Managing e-Discovery and Reducing Storage Size
Storing Archives in PST Files?
E-discovery law motivates corporations and other enterprises to retain more employee and executive e-mail, and to archive it for longer periods. But that leads to voluminous archives, which can be expensive and burdensome.
Historically corporate policy tried to restrain the quantity of e-mail archives by deleting e-mail quickly (such as 180 days), while charging employees with responsibility to take special steps to retain important e-mails long term (e.g., print them out or store them in PST files). This policy has not fared well in courts because employees are not talented at sifting through their old e-mail and deciding which to keep and which to torch. That shifting is tedious, and a poor use of employee time.
The result of the policy is that important e-mails are not retained, which makes courts unhappy. Courts then punish corporations for "spoliation". See this video on email spoliation:
Employee Conflict of Interest
There is a second problem with an early-e-mail destruction policy. Employees have a conflict of interest when they deliberate whether to keep a particular business record after creation. As they assess a record in hindsight they may wish the record never existed – perhaps because the record reflects poorly on them – even though retention of the record would be in their employer's best interest.

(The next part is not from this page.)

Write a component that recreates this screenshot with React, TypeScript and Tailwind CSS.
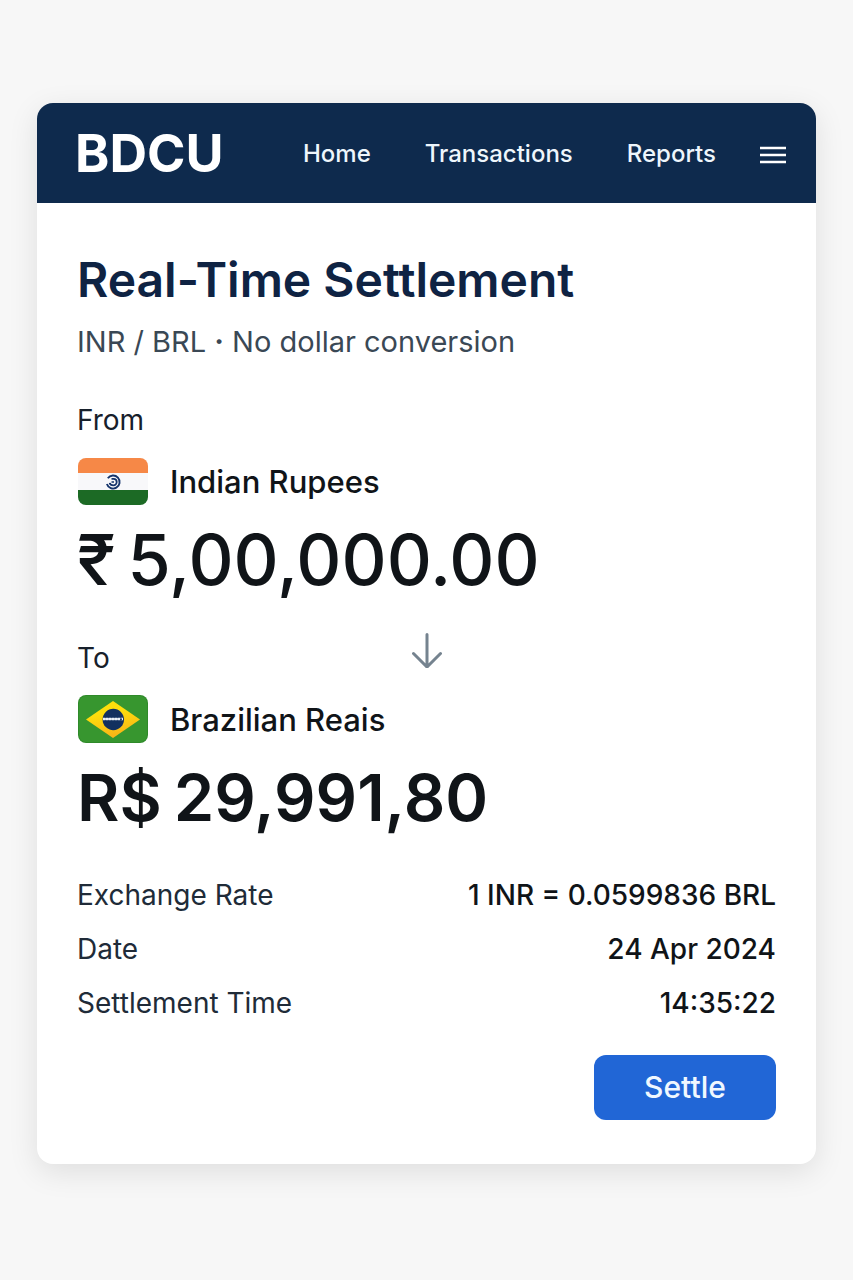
import React from "react";

const details = [
  { label: "Exchange Rate", value: "1 INR = 0.0599836 BRL" },
  { label: "Date", value: "24 Apr 2024" },
  { label: "Settlement Time", value: "14:35:22" },
];

function IndiaFlag() {
  return (
    <svg viewBox="0 0 70 47" className="h-[47px] w-[70px] shrink-0 rounded-lg" role="img" aria-label="India">
      <rect width="70" height="47" fill="#f8f8fa" />
      <rect width="70" height="15" fill="#f68847" />
      <rect y="32" width="70" height="15" fill="#1c6a25" />
      <g fill="none" stroke="#15346b">
        <path d="M29.800 20.300A6.500 6.500 0 1 1 28.900 26" strokeWidth="1.900" />
        <path d="M33.500 20.900H35.500a3.200 3.200 0 0 1 0 6.400C33.500 27.300 32 26.500 31.700 24.800" strokeWidth="1.800" />
        <path d="M33.500 24h2.500" strokeWidth="1.300" />
      </g>
    </svg>
  );
}

function BrazilFlag() {
  return (
    <svg viewBox="0 0 70 48" className="h-12 w-[70px] shrink-0 rounded-lg" role="img" aria-label="Brazil">
      <defs>
        <linearGradient id="rhombus" x1="0" y1="0" x2="0.3" y2="1">
          <stop offset="0.4" stopColor="#fdde0c" />
          <stop offset="1" stopColor="#f9b617" />
        </linearGradient>
      </defs>
      <rect width="70" height="48" fill="#2f8a2a" />
      <rect x="1" y="1" width="68" height="46" rx="7" fill="#37962f" />
      <path d="M35 6 62 24.500 35 43 8 24.500Z" fill="url(#rhombus)" />
      <circle cx="35.300" cy="24.500" r="10.700" fill="#12305f" />
      <path d="M25 24h20" stroke="#e9eff7" strokeWidth="2.600" strokeDasharray="2.500 0.500" />
      <path d="M25 24h20" stroke="#e9eff7" strokeWidth="1.400" />
      <circle cx="43" cy="24.200" r="1" fill="#12305f" />
    </svg>
  );
}

export default function App() {
  return (
    <div className="min-h-screen bg-[#f7f7f7] px-[37px] pt-[103px] pb-[116px] font-['Inter',sans-serif] text-[#101418]">
      <div className="overflow-hidden rounded-2xl bg-white shadow-[0_8px_30px_rgba(0,0,0,0.1)]">
        <header className="flex h-[100px] items-center bg-[#0e2a4d] pt-[2px] pr-[30px] pl-[38px] text-white">
          <span className="text-[52px] font-bold">BDCU</span>
          <nav className="ml-auto flex items-center gap-[54px] text-2xl font-medium text-[#eef6fc]">
            <a href="#home">Home</a>
            <a href="#transactions">Transactions</a>
            <a href="#reports">Reports</a>
          </nav>
          <button aria-label="Menu" className="ml-11 pt-[2px]">
            <svg viewBox="0 0 26 18" className="h-[18px] w-[26px]" stroke="currentColor" strokeWidth="2.500">
              <path d="M0 2h26M0 9h26M0 16h26" />
            </svg>
          </button>
        </header>
        <main className="px-10 pt-[49px] pb-11">
          <h1 className="text-5xl leading-[56px] font-semibold text-[#0f2343]">Real-Time Settlement</h1>
          <p className="mt-4 text-[29px] leading-9 text-[#3a4855]">
            INR / BRL <b>·</b> No dollar conversion
          </p>
          <p className="mt-[42px] text-[28px] leading-9 text-[#17202b]">From</p>
          <div className="mt-5 flex items-center gap-[22px] pl-px">
            <IndiaFlag />
            <span className="text-[31px] leading-[47px] font-medium">Indian Rupees</span>
          </div>
          <p className="mt-[6px] flex gap-3 text-[70px] leading-[98px] font-medium">
            <span>₹</span>
            <span>5,00,000.00</span>
          </p>
          <div className="mt-[23px] grid grid-cols-[1fr_auto_1fr] items-end">
            <p className="text-[28px] leading-9 text-[#17202b]">To</p>
            <svg viewBox="0 0 30 36" className="mb-2 h-9 w-[30px]" fill="none" stroke="#75838f" strokeWidth="3" strokeLinecap="round" strokeLinejoin="round">
              <path d="M15 2.500V35.500M1.500 21.500 15 35 28.500 21.500" />
            </svg>
          </div>
          <div className="mt-[19px] flex items-center gap-[22px] pl-px">
            <BrazilFlag />
            <span className="text-[31px] leading-[47px] font-medium">Brazilian Reais</span>
          </div>
          <p className="mt-[6px] flex gap-3 text-[65px] leading-[98px] font-semibold">
            <span>R$</span>
            <span>29,991,80</span>
          </p>
          <dl className="mt-[29px] flex flex-col gap-4 text-[28px] leading-[38px]">
            {details.map((d) => (
              <div key={d.label} className="flex justify-between">
                <dt className="text-[#202b38]">{d.label}</dt>
                <dd className="font-medium">{d.value}</dd>
              </div>
            ))}
          </dl>
          <div className="mt-[33px] flex justify-end">
            <button className="h-[65px] w-[182px] rounded-xl bg-[#2166d6] text-[30px] font-medium text-[#f0f8ff]">Settle</button>
          </div>
        </main>
      </div>
    </div>
  );
}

(Example: A lazy purchasing professional gets an e-mail from her contact at a key supplier, alerting her that prices will jump next month. The professional ignores the message, but three months later she realizes that was a big mistake. She should have placed a special order before the price increase. If the professional now knows her boss is upset about rising costs and will soon open a full review of her performance, she prefers that the record of that old message vanish. Her preference is in conflict with her employer's interest in evaluating her job performance.)
Email Records are Employer Assets
Records of substantive e-mail, and other communications such as instant or text messages (including cell/mobile phone text), are assets of the employer. The employer has reason to store all substantive messages centrally – so employees cannot destroy them after transmission. In lawsuits, these assets help an employer assess whether it was in the right or the wrong and help it prosecute its case.
But some employee e-messages are not substantive business communications. They are personal, or they are general information like newsletters. If stored, personal and general information messages can needlessly consume lots of space.
So here's an idea for public discussion: An employer might give each employee two types of message accounts, one for substance and one for personal communication and general news. The employer can then focus resources on retaining what passes through the substantive account, while devoting much fewer resources to retaining what passes through the other account. In fact, the other account might be a free web account like Outlook.com.
Now, is it possible employees will occasionally use their "other" account for substantive business so that no archives are retained (possibly contrary to the employer’s interest)? Yes. Employees will always have ways to send substantive business communications that are not well recorded/archived. (Low-tech example: if employees are really motivated, they can build a campfire on the roof of their office building and transmit smoke signals to any colleagues within eyesight!)
However, this problem is manageable. First, company policy can insist that all substantive e-mail, text and IM pass through (or be copied to) the centrally-managed account designated for substantive communications. Failure to comply could elicit reprimand.
Second, the conflict of interest mentioned above is greater and more dangerous after a message is sent than before or when the message is sent. In business, employees rarely realize they are making a mistake at the time they make it. It is only later, after events have played out, that they realize, “Wow, I wish I had not made that decision, or wrote that e-mail, or ignored Sally’s warning.” That is the time when employees have the greatest personal interest in squelching records. But if the records have already been made and are under the employer’s centralized control, then the employee can’t delete them.
Personal Messages Belong on Smartphones
Update: As smart phones become more cheap and common, employers are wise to urge employees to take all of their personal e-communications to those phones and avoid the employers' computer networks for personal communication. Employees have incentive to take their personal messages out of the employers' networks. When employment ends, employees sometimes find they cannot access old records of precious personal e-mails, stored in the employers' systems. Joseph De Avila, "Wiped Out: Along with Jobs, Laid-Off Lose Photos, Emails," Wall Street Journal, April 30, 2009.
[Again, nothing I ever say in public is legal advice for any particular situation.]